Among those who are shedding these old constructs of self . . . is John Seed, director of the Rainforest Information Centre in Australia. One day . . . I asked him: “You talk about the struggle against the lumber companies and politicians to save the remaining rain forests. How do you deal with the despair?”

He replied, “I try to remember that it’s not me, John Seed, trying to protect the rain forest. Rather, I am part of the rain forest protecting itself. I am that part of the rain forest recently emerged into human thinking.” This is what I mean by the greening of the self. It involves a combining of the mystical with the pragmatic, transcending separateness, alienation, and fragmentation. It is . . . “a spiritual change,” generating a sense of profound interconnectedness with all life. . . .

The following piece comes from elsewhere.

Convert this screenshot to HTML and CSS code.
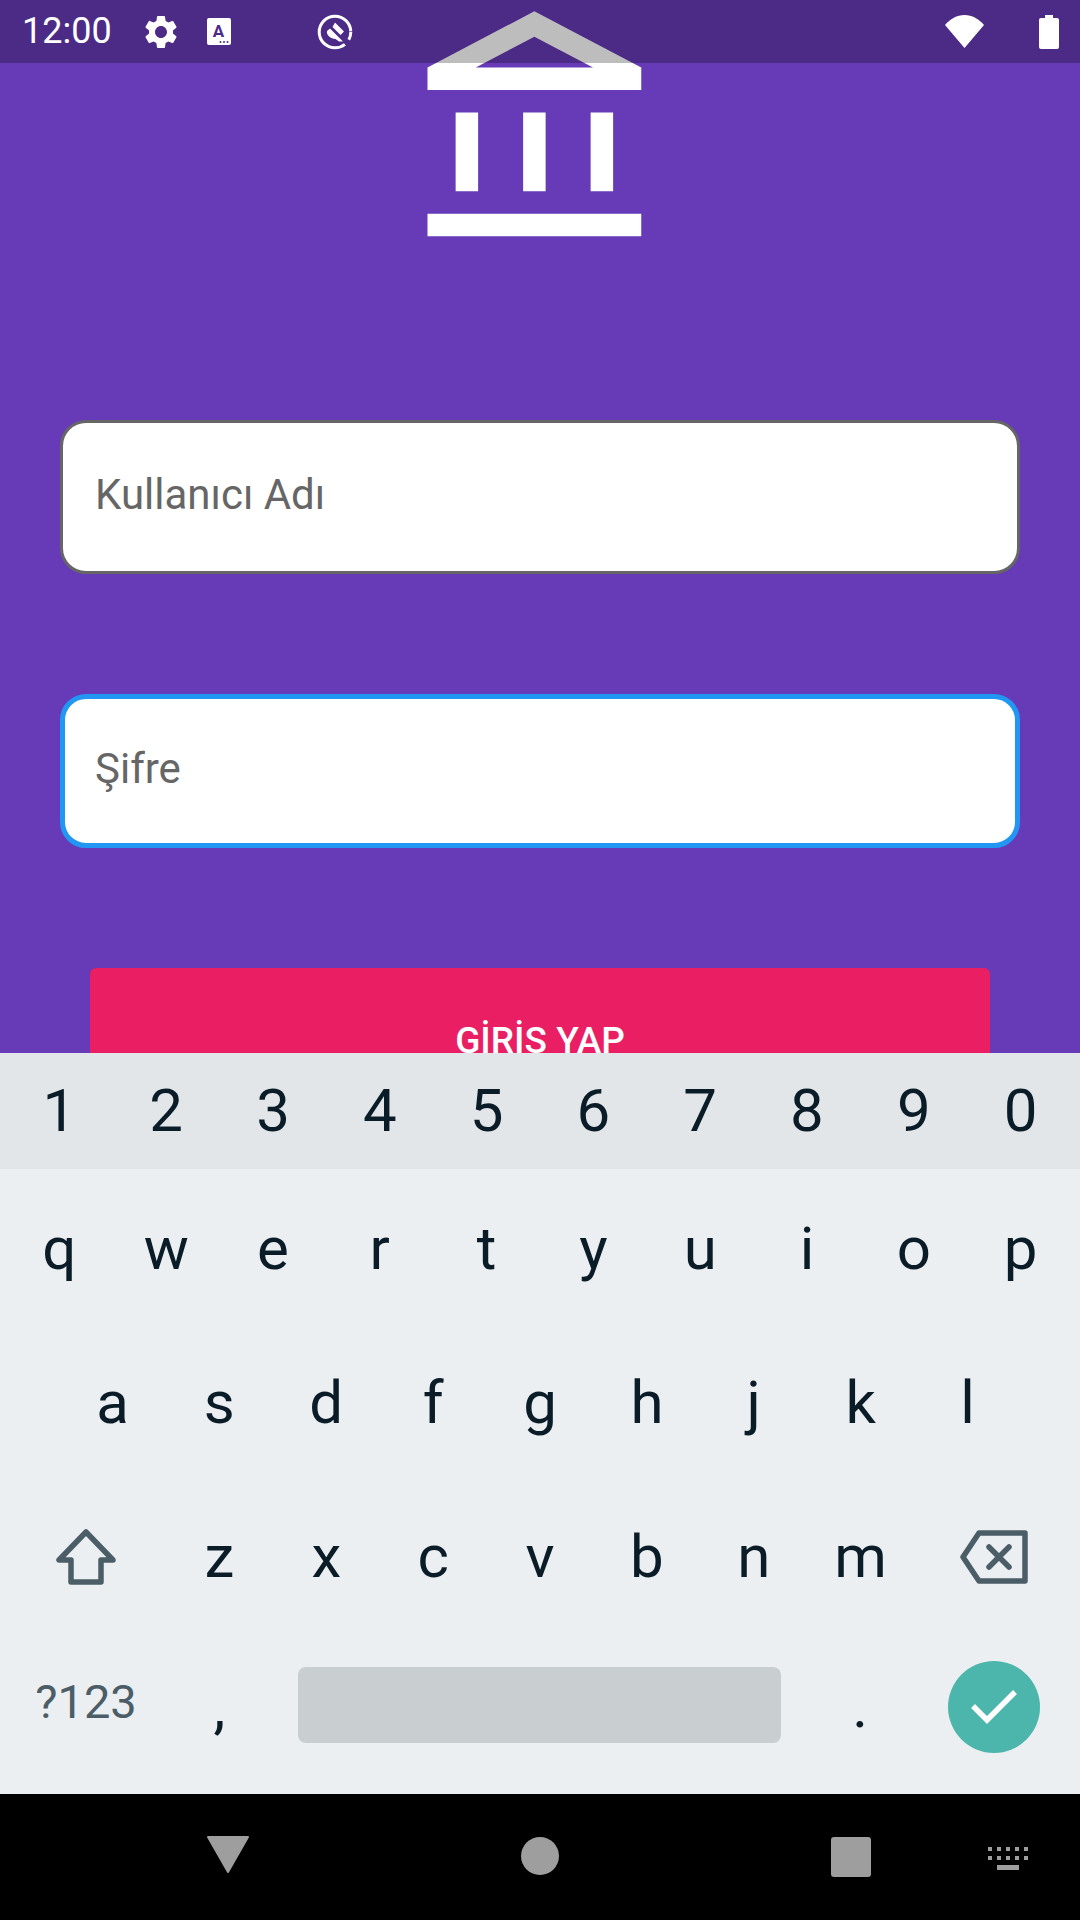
FILE: index.html
```html
<!DOCTYPE html>
<html lang="tr">
<head>
<meta charset="utf-8">
<title>Giriş</title>
<link rel="stylesheet" href="styles.css">
</head>
<body>
<div class="phone">
  <header class="status">
    <span class="time">12:00</span>
    <svg class="ic-gear" viewBox="0 0 24 24"><path fill="#fff" d="M19.14 12.94c.04-.3.06-.61.06-.94 0-.32-.02-.64-.07-.94l2.03-1.58a.49.49 0 0 0 .12-.61l-1.92-3.32a.488.488 0 0 0-.59-.22l-2.39.96c-.5-.38-1.03-.7-1.62-.94l-.36-2.54a.484.484 0 0 0-.48-.41h-3.84c-.24 0-.43.17-.47.41l-.36 2.54c-.59.24-1.13.57-1.62.94l-2.39-.96c-.22-.08-.47 0-.59.22L2.74 8.87c-.12.21-.08.47.12.61l2.03 1.58c-.05.3-.09.63-.09.94s.02.64.07.94l-2.03 1.58a.49.49 0 0 0-.12.61l1.92 3.32c.12.22.37.29.59.22l2.39-.96c.5.38 1.03.7 1.62.94l.36 2.54c.05.24.24.41.48.41h3.84c.24 0 .44-.17.47-.41l.36-2.54c.59-.24 1.13-.56 1.62-.94l2.39.96c.22.08.47 0 .59-.22l1.92-3.32c.12-.22.07-.47-.12-.61l-2.01-1.58zM12 15.6c-1.98 0-3.6-1.62-3.6-3.6s1.62-3.6 3.6-3.6 3.6 1.62 3.6 3.6-1.62 3.6-3.6 3.6z"/></svg>
    <svg class="ic-a" viewBox="0 0 24 27"><rect width="24" height="27" rx="2" fill="#fff"/><text x="11.5" y="19" text-anchor="middle" class="ic-a-letter">A</text><circle cx="13.5" cy="24" r="1" fill="#4c2b87"/><circle cx="17" cy="24" r="1" fill="#4c2b87"/><circle cx="20.5" cy="24" r="1" fill="#4c2b87"/></svg>
    <svg class="ic-q" viewBox="0 0 36 36"><circle cx="18" cy="18" r="15.8" fill="none" stroke="#fff" stroke-width="3" stroke-dasharray="84 6" stroke-dashoffset="-14"/><path fill="#fff" d="M18 8.5 27 17.5 23.5 21 15.5 13ZM13 14.5 20.5 22 26 27.5 22 27.5 18.5 25C14 25 9 21 10 17Z"/></svg>
    <span class="status-spacer"></span>
    <svg class="ic-wifi" viewBox="0 0 39 33"><path fill="#fff" d="M19.5 33 0 10C5 4 12 0 19.5 0S34 4 39 10Z"/></svg>
    <svg class="ic-batt" viewBox="0 0 20 34"><path fill="#fff" d="M6 0h8v3h4a2 2 0 0 1 2 2v27a2 2 0 0 1-2 2H2a2 2 0 0 1-2-2V5a2 2 0 0 1 2-2h4Z"/></svg>
  </header>
  <main class="app">
    <svg class="logo" viewBox="0 0 24 24"><path fill="#fff" d="M6.5 10h-2v7h2v-7zm6 0h-2v7h2v-7zm8.5 9H2v2h19v-2zm-2.5-9h-2v7h2v-7zm-7-6.74L16.71 6H6.29l5.21-2.74m0-2.26L2 6v2h19V6l-9.5-5z"/></svg>
    <div class="field field-idle">Kullanıcı Adı</div>
    <div class="field field-focus">Şifre</div>
    <button class="login">GİRİŞ YAP</button>
  </main>
  <section class="keyboard">
    <div class="row row-num">
      <span class="key">1</span><span class="key">2</span><span class="key">3</span><span class="key">4</span><span class="key">5</span><span class="key">6</span><span class="key">7</span><span class="key">8</span><span class="key">9</span><span class="key">0</span>
    </div>
    <div class="letters">
      <div class="row">
        <span class="key">q</span><span class="key">w</span><span class="key">e</span><span class="key">r</span><span class="key">t</span><span class="key">y</span><span class="key">u</span><span class="key">i</span><span class="key">o</span><span class="key">p</span>
      </div>
      <div class="row">
        <span class="key">a</span><span class="key">s</span><span class="key">d</span><span class="key">f</span><span class="key">g</span><span class="key">h</span><span class="key">j</span><span class="key">k</span><span class="key">l</span>
      </div>
      <div class="row">
        <span class="key key-wide"><svg class="ic-shift" viewBox="0 0 60 56"><path fill="none" stroke="#4b5d67" stroke-width="5.5" stroke-linejoin="round" d="M30 3 3 31H15V53H45V31H57Z"/></svg></span>
        <span class="key">z</span><span class="key">x</span><span class="key">c</span><span class="key">v</span><span class="key">b</span><span class="key">n</span><span class="key">m</span>
        <span class="key key-wide"><svg class="ic-back" viewBox="0 0 68 54"><path fill="none" stroke="#4b5d67" stroke-width="5.5" stroke-linejoin="round" d="M19 3H65V51H19L3 27Z"/><path fill="none" stroke="#4b5d67" stroke-width="5.5" stroke-linecap="round" d="M29 17 49 37M49 17 29 37"/></svg></span>
      </div>
      <div class="row row-bottom">
        <span class="key key-wide key-sym">?123</span>
        <span class="key key-punct">,</span>
        <span class="key key-space"><span class="spacebar"></span></span>
        <span class="key key-punct">.</span>
        <span class="key key-wide"><span class="enter"><svg class="ic-check" viewBox="0 0 46 36"><path fill="none" stroke="#fff" stroke-width="5.5" d="M2 17 16 31 44 3"/></svg></span></span>
      </div>
    </div>
  </section>
  <nav class="navbar">
    <svg class="nav-back" viewBox="0 0 42 37"><path fill="#9e9e9e" stroke="#9e9e9e" stroke-width="2" stroke-linejoin="round" d="M1 1H41L21 36Z"/></svg>
    <span class="nav-home"></span>
    <span class="nav-recent"></span>
    <svg class="nav-kbd" viewBox="0 0 40 23"><path fill="#9e9e9e" d="M0 0h4v4H0zM9 0h4v4H9zM18 0h4v4h-4zM27 0h4v4h-4zM36 0h4v4h-4zM0 9h4v4H0zM9 9h4v4H9zM18 9h4v4h-4zM27 9h4v4h-4zM36 9h4v4h-4zM9 18h22v5H9z"/></svg>
  </nav>
</div>
</body>
</html>
```

FILE: styles.css
```css
* { box-sizing: border-box; }
html, body { margin: 0; padding: 0; }
body { font-family: Roboto, "Noto Sans", sans-serif; }

.phone {
  position: relative;
  width: 1080px;
  height: 1920px;
  display: flex;
  flex-direction: column;
  overflow: hidden;
  background: #000;
}

.status {
  position: absolute;
  top: 0;
  left: 0;
  width: 100%;
  height: 63px;
  display: flex;
  align-items: center;
  padding: 0 21px 0 22px;
  background: rgba(0, 0, 0, 0.26);
  color: #fff;
}
.time { font-size: 36px; line-height: 63px; }
.ic-gear { width: 40px; height: 40px; margin-left: 29px; }
.ic-a { width: 24px; height: 27px; margin-left: 26px; margin-top: -1px; }
.ic-a-letter { font: 700 17px Roboto, sans-serif; fill: #4c2b87; }
.ic-q { width: 36px; height: 36px; margin-left: 86px; }
.status-spacer { flex: 1; }
.ic-wifi { width: 39px; height: 33px; }
.ic-batt { width: 20px; height: 34px; margin-left: 55px; }

.app {
  height: 1053px;
  flex: none;
  overflow: hidden;
  background: #673ab7;
  display: flex;
  flex-direction: column;
  align-items: center;
}
.logo { width: 270px; height: 270px; flex: none; }
.field {
  flex: none;
  width: 960px;
  height: 154px;
  display: flex;
  align-items: center;
  padding-left: 32px;
  padding-bottom: 6px;
  font-size: 42px;
  color: #666;
  background: #fff;
  border-radius: 26px;
}
.field-idle { margin-top: 150px; border: 3px solid #666; }
.field-focus { margin-top: 120px; border: 5px solid #2196f3; padding-left: 30px; }
.login {
  flex: none;
  width: 900px;
  height: 144px;
  margin-top: 120px;
  padding: 0;
  border: 0;
  border-radius: 6px;
  background: #e91e63;
  color: #fff;
  font: 500 37px Roboto, sans-serif;
}

.keyboard {
  height: 741px;
  flex: none;
  background: #eceff1;
  color: #0a1c27;
}
.row {
  display: flex;
  padding: 0 6px;
  height: 154px;
}
.row-num {
  height: 116px;
  background: #e2e6e9;
}
.letters { padding-top: 3px; }
.key {
  flex: 1 1 0;
  display: flex;
  align-items: center;
  justify-content: center;
  font-size: 60px;
  line-height: 1;
}
.row:nth-child(2) { padding-left: 59px; padding-right: 59px; }
.key-wide { flex: 0 0 160px; }
.key-space { flex: 0 0 534px; }
.key-punct { flex: 0 0 106.8px; }
.key-sym { font-size: 47px; color: #4b5d67; padding-bottom: 12px; }
.row-bottom { height: 146px; align-items: center; }
.row-bottom .key { height: 100%; }
.spacebar { width: 483px; height: 76px; border-radius: 8px; background: #c9ced1; margin-bottom: 4px; }
.enter {
  width: 92px;
  height: 92px;
  border-radius: 50%;
  background: #4db6ac;
  display: flex;
  align-items: center;
  justify-content: center;
}
.ic-shift { width: 60px; height: 56px; }
.ic-back { width: 68px; height: 54px; }
.ic-check { width: 46px; height: 36px; }

.navbar {
  flex: 1;
  position: relative;
  background: #000;
  display: grid;
  grid-template-columns: 228px 1fr 1fr 1fr;
}
.nav-back { position: absolute; left: 207px; top: 42px; width: 42px; height: 37px; }
.nav-home { position: absolute; left: 521px; top: 43px; width: 38px; height: 38px; border-radius: 50%; background: #9e9e9e; }
.nav-recent { position: absolute; left: 831px; top: 43px; width: 40px; height: 40px; border-radius: 3px; background: #9e9e9e; }
.nav-kbd { position: absolute; left: 988px; top: 53px; width: 40px; height: 23px; }
```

.. By expanding our self-interest to include other beings in the body of the Earth, the ecological self also widens our window on time. It enlarges our temporal context, freeing us from identifying our goals and rewards solely in terms of our present lifetime. The life pouring through us, pumping our heart and breathing through our lungs, did not begin at our birth or conception. Like every particle in every atom and molecule of our bodies, it goes back through time to the first splitting and spinning of the stars.

.. We were present in the primal flaring forth, and in the rains that streamed down on this still-molten planet, and in the primordial seas. In our mother’s womb we remembered that journey, wearing vestigial gills and tail and fins for hands.

.. Beneath the outer layer of our neocortex and what we learned in school, that story is in us—the story of a deep kinship with all life, bringing strengths that we never imagined. When we claim this story as our innermost sense of who we are, a gladness comes that will help us to survive.